RAW DATA:

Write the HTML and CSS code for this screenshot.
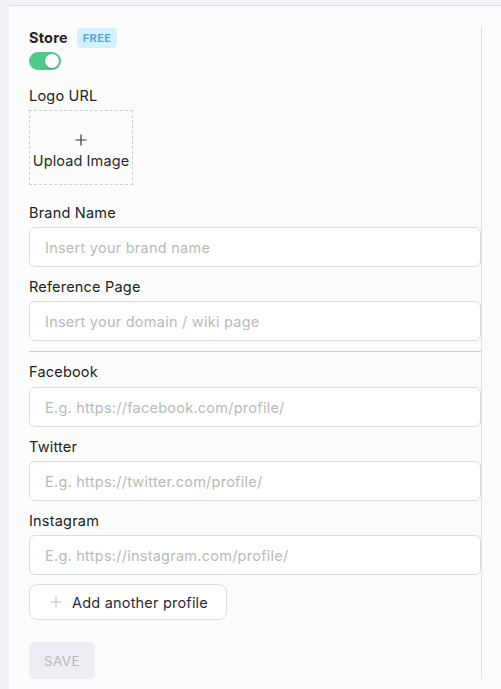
FILE: index.html
```html
<!DOCTYPE html>
<html>
<head>
<meta charset="utf-8">
<link rel="stylesheet" href="styles.css">
</head>
<body>
<div class="panel">
  <form class="form">
    <div class="store-row">
      <span class="store-label">Store</span>
      <span class="badge">FREE</span>
    </div>
    <div class="toggle"><span class="knob"></span></div>

    <label class="label logo-label">Logo URL</label>
    <div class="upload">
      <svg class="plus" width="12" height="12" viewBox="0 0 12 12"><path d="M6 0.5V11.5M0.5 6H11.5" stroke="#333" stroke-width="1.2" fill="none"/></svg>
      <span class="upload-text">Upload Image</span>
    </div>

    <div class="field first">
      <label class="label">Brand Name</label>
      <div class="input">Insert your brand name</div>
    </div>
    <div class="field">
      <label class="label">Reference Page</label>
      <div class="input">Insert your domain / wiki page</div>
    </div>

    <hr class="sep">

    <div class="field after-sep">
      <label class="label">Facebook</label>
      <div class="input">E.g. https://facebook.com/profile/</div>
    </div>
    <div class="field">
      <label class="label">Twitter</label>
      <div class="input">E.g. https://twitter.com/profile/</div>
    </div>
    <div class="field">
      <label class="label">Instagram</label>
      <div class="input">E.g. https://instagram.com/profile/</div>
    </div>

    <div class="add-btn">
      <svg width="12" height="12" viewBox="0 0 12 12"><path d="M6 0.5V11.5M0.5 6H11.5" stroke="#bbb" stroke-width="1" fill="none"/></svg>
      <span>Add another profile</span>
    </div>

    <div class="save">SAVE</div>
  </form>
</div>
</body>
</html>
```
FILE: styles.css
```css
* { box-sizing: border-box; }
html, body { margin: 0; padding: 0; }
body {
  background: #f2f3f6;
  font-family: Inter, "Open Sans", sans-serif;
  color: #222;
  font-size: 14px;
  padding-top: 5px;
  padding-left: 9px;
  height: 689px;
  overflow: hidden;
}
.panel {
  background: #fcfcfc;
  border-top: 1px solid #dedfe2;
  height: 684px;
  padding: 20px 19px 0 20px;
}
.form {
  width: 453px;
  border-right: 1px solid #e2e2e2;
  display: flex;
  flex-direction: column;
  align-items: flex-start;
  height: 653px;
}
.store-row {
  display: flex;
  align-items: center;
  gap: 9px;
  height: 22px;
}
.store-label { font-weight: 700; font-size: 14.5px; color: #1f1f1f; letter-spacing: 0.2px; }
.badge {
  background: #d3f1fc;
  color: #52abd1;
  font-weight: 700;
  font-size: 11px;
  letter-spacing: 0.4px;
  height: 20px;
  padding: 0 6px;
  border-radius: 4px;
  display: flex;
  align-items: center;
  margin-top: 2px;
}
.toggle {
  margin-top: 4px;
  width: 32px;
  height: 18px;
  border-radius: 9px;
  background: #51c98b;
  position: relative;
}
.knob {
  position: absolute;
  right: 2px;
  top: 2px;
  width: 14px;
  height: 14px;
  border-radius: 50%;
  background: #fff;
  box-shadow: 0 1px 2px rgba(0,0,0,0.2);
}
.label {
  display: block;
  font-size: 14.5px;
  letter-spacing: 0.2px;
  line-height: 21px;
  color: #222;
}
.logo-label { margin-top: 15px; }
.upload {
  margin-top: 4px;
  width: 104px;
  height: 75px;
  border: 1px dashed #cfcfcf;
  display: flex;
  flex-direction: column;
  align-items: center;
  justify-content: center;
  gap: 6px;
  padding-top: 9px;
}
.upload-text { font-size: 14.5px; letter-spacing: 0.1px; color: #2a2a2a; line-height: 18px; white-space: nowrap; }
.field {
  width: 100%;
  margin-top: 9px;
  display: flex;
  flex-direction: column;
  gap: 4px;
}
.field.first { margin-top: 17px; }
.field.after-sep { gap: 5px; }
.input {
  width: 100%;
  height: 40px;
  background: #fff;
  border: 1px solid #dcdcdc;
  border-radius: 6px;
  padding: 0 15px;
  display: flex;
  align-items: center;
  color: #b9b9b9;
  font-size: 14.5px;
  letter-spacing: 0.25px;
}
.sep {
  width: 100%;
  border: 0;
  border-top: 1px solid #cfcfcf;
  margin: 10px 0 0 0;
}
.add-btn {
  margin-top: 9px;
  width: 198px;
  height: 36px;
  border: 1px solid #dcdde3;
  border-radius: 8px;
  background: #fff;
  display: flex;
  align-items: center;
  gap: 10px;
  padding-left: 20px;
  color: #2a2a3a;
  font-size: 14.5px;
  letter-spacing: 0.2px;
}
.save {
  margin-top: 22px;
  width: 66px;
  height: 37px;
  background: #eceef3;
  border-radius: 5px;
  color: #b8b8bd;
  font-size: 13.5px;
  display: flex;
  align-items: center;
  justify-content: center;
  letter-spacing: 0.4px;
}
```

WHAT THE TASK ASKS:
Repeat the full listing above exactly, with no pictures in the copy.

FINISHED TASK:
Write the HTML and CSS code for this screenshot.
FILE: index.html
```html
<!DOCTYPE html>
<html>
<head>
<meta charset="utf-8">
<link rel="stylesheet" href="styles.css">
</head>
<body>
<div class="panel">
  <form class="form">
    <div class="store-row">
      <span class="store-label">Store</span>
      <span class="badge">FREE</span>
    </div>
    <div class="toggle"><span class="knob"></span></div>

    <label class="label logo-label">Logo URL</label>
    <div class="upload">
      <svg class="plus" width="12" height="12" viewBox="0 0 12 12"><path d="M6 0.5V11.5M0.5 6H11.5" stroke="#333" stroke-width="1.2" fill="none"/></svg>
      <span class="upload-text">Upload Image</span>
    </div>

    <div class="field first">
      <label class="label">Brand Name</label>
      <div class="input">Insert your brand name</div>
    </div>
    <div class="field">
      <label class="label">Reference Page</label>
      <div class="input">Insert your domain / wiki page</div>
    </div>

    <hr class="sep">

    <div class="field after-sep">
      <label class="label">Facebook</label>
      <div class="input">E.g. https://facebook.com/profile/</div>
    </div>
    <div class="field">
      <label class="label">Twitter</label>
      <div class="input">E.g. https://twitter.com/profile/</div>
    </div>
    <div class="field">
      <label class="label">Instagram</label>
      <div class="input">E.g. https://instagram.com/profile/</div>
    </div>

    <div class="add-btn">
      <svg width="12" height="12" viewBox="0 0 12 12"><path d="M6 0.5V11.5M0.5 6H11.5" stroke="#bbb" stroke-width="1" fill="none"/></svg>
      <span>Add another profile</span>
    </div>

    <div class="save">SAVE</div>
  </form>
</div>
</body>
</html>
```
FILE: styles.css
```css
* { box-sizing: border-box; }
html, body { margin: 0; padding: 0; }
body {
  background: #f2f3f6;
  font-family: Inter, "Open Sans", sans-serif;
  color: #222;
  font-size: 14px;
  padding-top: 5px;
  padding-left: 9px;
  height: 689px;
  overflow: hidden;
}
.panel {
  background: #fcfcfc;
  border-top: 1px solid #dedfe2;
  height: 684px;
  padding: 20px 19px 0 20px;
}
.form {
  width: 453px;
  border-right: 1px solid #e2e2e2;
  display: flex;
  flex-direction: column;
  align-items: flex-start;
  height: 653px;
}
.store-row {
  display: flex;
  align-items: center;
  gap: 9px;
  height: 22px;
}
.store-label { font-weight: 700; font-size: 14.5px; color: #1f1f1f; letter-spacing: 0.2px; }
.badge {
  background: #d3f1fc;
  color: #52abd1;
  font-weight: 700;
  font-size: 11px;
  letter-spacing: 0.4px;
  height: 20px;
  padding: 0 6px;
  border-radius: 4px;
  display: flex;
  align-items: center;
  margin-top: 2px;
}
.toggle {
  margin-top: 4px;
  width: 32px;
  height: 18px;
  border-radius: 9px;
  background: #51c98b;
  position: relative;
}
.knob {
  position: absolute;
  right: 2px;
  top: 2px;
  width: 14px;
  height: 14px;
  border-radius: 50%;
  background: #fff;
  box-shadow: 0 1px 2px rgba(0,0,0,0.2);
}
.label {
  display: block;
  font-size: 14.5px;
  letter-spacing: 0.2px;
  line-height: 21px;
  color: #222;
}
.logo-label { margin-top: 15px; }
.upload {
  margin-top: 4px;
  width: 104px;
  height: 75px;
  border: 1px dashed #cfcfcf;
  display: flex;
  flex-direction: column;
  align-items: center;
  justify-content: center;
  gap: 6px;
  padding-top: 9px;
}
.upload-text { font-size: 14.5px; letter-spacing: 0.1px; color: #2a2a2a; line-height: 18px; white-space: nowrap; }
.field {
  width: 100%;
  margin-top: 9px;
  display: flex;
  flex-direction: column;
  gap: 4px;
}
.field.first { margin-top: 17px; }
.field.after-sep { gap: 5px; }
.input {
  width: 100%;
  height: 40px;
  background: #fff;
  border: 1px solid #dcdcdc;
  border-radius: 6px;
  padding: 0 15px;
  display: flex;
  align-items: center;
  color: #b9b9b9;
  font-size: 14.5px;
  letter-spacing: 0.25px;
}
.sep {
  width: 100%;
  border: 0;
  border-top: 1px solid #cfcfcf;
  margin: 10px 0 0 0;
}
.add-btn {
  margin-top: 9px;
  width: 198px;
  height: 36px;
  border: 1px solid #dcdde3;
  border-radius: 8px;
  background: #fff;
  display: flex;
  align-items: center;
  gap: 10px;
  padding-left: 20px;
  color: #2a2a3a;
  font-size: 14.5px;
  letter-spacing: 0.2px;
}
.save {
  margin-top: 22px;
  width: 66px;
  height: 37px;
  background: #eceef3;
  border-radius: 5px;
  color: #b8b8bd;
  font-size: 13.5px;
  display: flex;
  align-items: center;
  justify-content: center;
  letter-spacing: 0.4px;
}
```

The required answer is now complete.